--- START DATA ---

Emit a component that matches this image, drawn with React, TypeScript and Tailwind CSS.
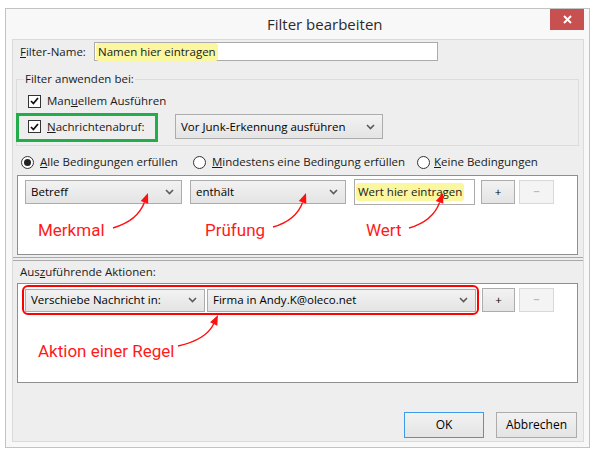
import React from "react";

type Pt = [number, number];

// Curved red pointer: quadratic curve from the label toward the control, with a filled head.
function Pointer({ s, t }: { s: Pt; t: Pt }) {
  const c: Pt = [s[0] + 0.7 * (t[0] - s[0]), s[1] - 0.2 * (s[1] - t[1])];
  const dx = t[0] - c[0];
  const dy = t[1] - c[1];
  const len = Math.hypot(dx, dy);
  const ux = dx / len;
  const uy = dy / len;
  const b: Pt = [t[0] - 10 * ux, t[1] - 10 * uy];
  const nx = -uy;
  const ny = ux;
  const p1: Pt = [b[0] + 4 * nx, b[1] + 4 * ny];
  const p2: Pt = [b[0] - 4 * nx, b[1] - 4 * ny];
  return (
    <g>
      <path
        d={`M${s[0]} ${s[1]} Q${c[0]} ${c[1]} ${b[0]} ${b[1]}`}
        fill="none"
        stroke="#ff1010"
        strokeWidth={1.4}
      />
      <polygon points={`${t[0]},${t[1]} ${p1[0]},${p1[1]} ${p2[0]},${p2[1]}`} fill="#ff1010" />
    </g>
  );
}

function Chevron() {
  return (
    <svg width="9" height="6" viewBox="0 0 9 6" className="shrink-0">
      <path d="M1 1 L4.5 4.5 L8 1" fill="none" stroke="#5b5b5b" strokeWidth="1.6" />
    </svg>
  );
}

function Combo({ className, children }: { className: string; children: React.ReactNode }) {
  return (
    <div
      className={`flex items-center justify-between border border-[#acacac] bg-gradient-to-b from-[#f2f2f2] to-[#e4e4e4] pl-[5px] pr-[7px] text-black ${className}`}
    >
      <span className="whitespace-nowrap">{children}</span>
      <Chevron />
    </div>
  );
}

function PlusBtn({ className }: { className: string }) {
  return (
    <div
      className={`flex items-center justify-center border border-[#acacac] bg-gradient-to-b from-[#f2f2f2] to-[#e4e4e4] text-black ${className}`}
    >
      +
    </div>
  );
}

function MinusBtn({ className }: { className: string }) {
  return (
    <div
      className={`flex items-center justify-center border border-[#d9d9d9] bg-[#f4f4f4] text-[#a3a3a3] ${className}`}
    >
      −
    </div>
  );
}

function CheckBox() {
  return (
    <span className="flex h-[13px] w-[13px] shrink-0 items-center justify-center border border-[#333333] bg-white">
      <svg width="9" height="8" viewBox="0 0 9 8">
        <path d="M1 4 L3.4 6.5 L8 1" fill="none" stroke="#111" strokeWidth="1.8" />
      </svg>
    </span>
  );
}

function Radio({ on }: { on?: boolean }) {
  return (
    <span className="flex h-[13px] w-[13px] shrink-0 items-center justify-center rounded-full border border-[#333333] bg-white">
      {on && <span className="h-[7px] w-[7px] rounded-full bg-[#222]" />}
    </span>
  );
}

function Mark({ children }: { children: React.ReactNode }) {
  return <span className="rounded-[3px] bg-[#fbf6a0] px-[2px] py-[1px]">{children}</span>;
}

const note = "absolute whitespace-nowrap font-['Roboto',sans-serif] text-[17px] leading-[20px] text-[#ff1a1a]";

export default function App() {
  return (
    <div className="relative h-[452px] w-[598px] overflow-hidden bg-white pl-[5px] pt-[8px] font-['Open_Sans',sans-serif] text-[11.5px] leading-[16px] text-[#1a1a1a]">
      <div className="flex h-[440px] w-[585px] flex-col border border-[#c3c3c3] bg-[#f8f8f8]">
        {/* title bar */}
        <div className="relative flex h-[30px] shrink-0 items-center">
          <span className="ml-[261px] text-[15px] font-normal text-[#2b2b2b]">Filter bearbeiten</span>
          <div className="absolute right-[5px] top-0 flex h-[21px] w-[34px] items-center justify-center bg-[#c75050]">
            <svg width="9" height="9" viewBox="0 0 9 9">
              <path d="M1 1 L8 8 M8 1 L1 8" stroke="#fff" strokeWidth="2" />
            </svg>
          </div>
        </div>

        {/* client area */}
        <div className="mx-[6px] mb-[5px] mr-[5px] flex flex-1 flex-col border border-[#dadada] bg-[#eeeeee]">
          {/* name */}
          <div className="mt-[2px] flex h-[19px] items-center pl-[7px]">
            <span className="w-[74px] shrink-0">
              <u>F</u>ilter-Name:
            </span>
            <div className="flex h-[19px] w-[344px] items-center border border-[#ababab] bg-white pl-[1px]">
              <Mark>Namen hier eintragen</Mark>
            </div>
          </div>

          {/* apply group */}
          <div className="relative ml-[3px] mr-[4px] mt-[18px] flex flex-col border border-[#dcdcdc] pb-[6px] pl-[11px] pt-[13px]">
            <span className="absolute left-[7px] top-[-9px] bg-[#eeeeee] px-[1px]">Filter anwenden bei:</span>
            <div className="flex h-[16px] items-center gap-[6px]">
              <CheckBox />
              <span>
                Man<u>u</u>ellem Ausführen
              </span>
            </div>
            <div className="mt-[5px] flex h-[25px] items-center">
              <div className="flex w-[147px] items-center gap-[6px]">
                <CheckBox />
                <span>
                  <u>N</u>achrichtenabruf:
                </span>
              </div>
              <Combo className="h-[25px] w-[208px]">Vor Junk-Erkennung ausführen</Combo>
            </div>
            <div className="absolute left-[-1px] top-[33px] h-[29px] w-[142px] border-[3px] border-[#21ad4b]" />
          </div>

          {/* match mode */}
          <div className="mt-[8px] flex h-[16px] items-center pl-[8px]">
            <div className="flex w-[172px] items-center gap-[6px]">
              <Radio on />
              <span>
                <u>A</u>lle Bedingungen erfüllen
              </span>
            </div>
            <div className="flex w-[224px] items-center gap-[6px]">
              <Radio />
              <span>
                <u>M</u>indestens eine Bedingung erfüllen
              </span>
            </div>
            <div className="flex items-center gap-[4px]">
              <Radio />
              <span>
                <u>K</u>eine Bedingungen
              </span>
            </div>
          </div>

          {/* conditions */}
          <div className="relative ml-[4px] mr-[5px] mt-[5px] h-[80px] border border-[#8f8f8f] bg-white">
            <div className="flex items-center pl-[7px] pt-[3px]">
              <Combo className="h-[24px] w-[157px]">Betreff</Combo>
              <Combo className="ml-[8px] h-[24px] w-[156px]">enthält</Combo>
              <div className="ml-[8px] flex h-[26px] w-[121px] items-center border border-[#ababab] bg-white pl-[1px]">
                <Mark>Wert hier eintragen</Mark>
              </div>
              <PlusBtn className="ml-[6px] h-[24px] w-[34px]" />
              <MinusBtn className="ml-[4px] h-[24px] w-[35px]" />
            </div>
            <span className={`${note} left-[20px] top-[44px]`}>Merkmal</span>
            <span className={`${note} left-[187px] top-[44px]`}>Prüfung</span>
            <span className={`${note} left-[348px] top-[44px]`}>Wert</span>
          </div>

          {/* splitter */}
          <div className="mt-[2px] h-[4px] border-y border-[#a9a9a9]" />

          {/* actions */}
          <div className="mt-[3px] flex h-[16px] items-center pl-[7px]">
            <span>
              Aus<u>z</u>uführende Aktionen:
            </span>
          </div>
          <div className="relative ml-[4px] mr-[5px] mt-[3px] h-[100px] border border-[#8f8f8f] bg-white">
            <div className="flex items-center pl-[7px] pt-[4px]">
              <Combo className="h-[23px] w-[180px]">Verschiebe Nachricht in:</Combo>
              <Combo className="ml-[2px] h-[23px] w-[269px]">Firma in Andy.K@oleco.net</Combo>
              <PlusBtn className="ml-[6px] h-[24px] w-[33px]" />
              <MinusBtn className="ml-[4px] h-[24px] w-[35px]" />
            </div>
            <div className="absolute left-[4px] top-[1px] h-[30px] w-[457px] rounded-[6px] border-2 border-[#ff0000]" />
            <span className={`${note} left-[20px] top-[57px]`}>Aktion einer Regel</span>
          </div>

          {/* dialog buttons */}
          <div className="mr-[6px] mt-[29px] flex justify-end gap-[12px]">
            <div className="flex h-[26px] w-[80px] items-center justify-center border border-[#3c9ae8] bg-gradient-to-b from-[#f2f2f2] to-[#e4e4e4] text-[12px] text-black">
              OK
            </div>
            <div className="flex h-[26px] w-[81px] items-center justify-center border border-[#acacac] bg-gradient-to-b from-[#f2f2f2] to-[#e4e4e4] text-[12px] text-black">
              Abbrechen
            </div>
          </div>
        </div>
      </div>

      {/* annotation pointers */}
      <svg className="pointer-events-none absolute left-0 top-0" width="598" height="452">
        <Pointer s={[113, 228]} t={[148, 193]} />
        <Pointer s={[273, 227]} t={[306, 193]} />
        <Pointer s={[409, 228]} t={[443, 193]} />
        <Pointer s={[178, 346]} t={[218, 315]} />
      </svg>
    </div>
  );
}
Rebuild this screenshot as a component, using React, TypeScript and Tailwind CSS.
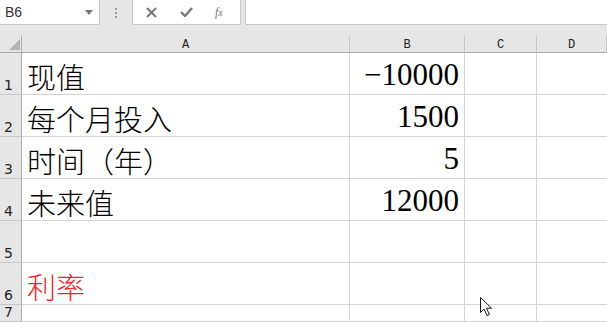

--- END DATA ---

EXERCISE – Starting at the first line of the material, output exactly the lines up to and including the one with "type Pt = [number, number];". Do not include the pictures.

CORRECT RESULT –
Emit a component that matches this image, drawn with React, TypeScript and Tailwind CSS.
import React from "react";

type Pt = [number, number];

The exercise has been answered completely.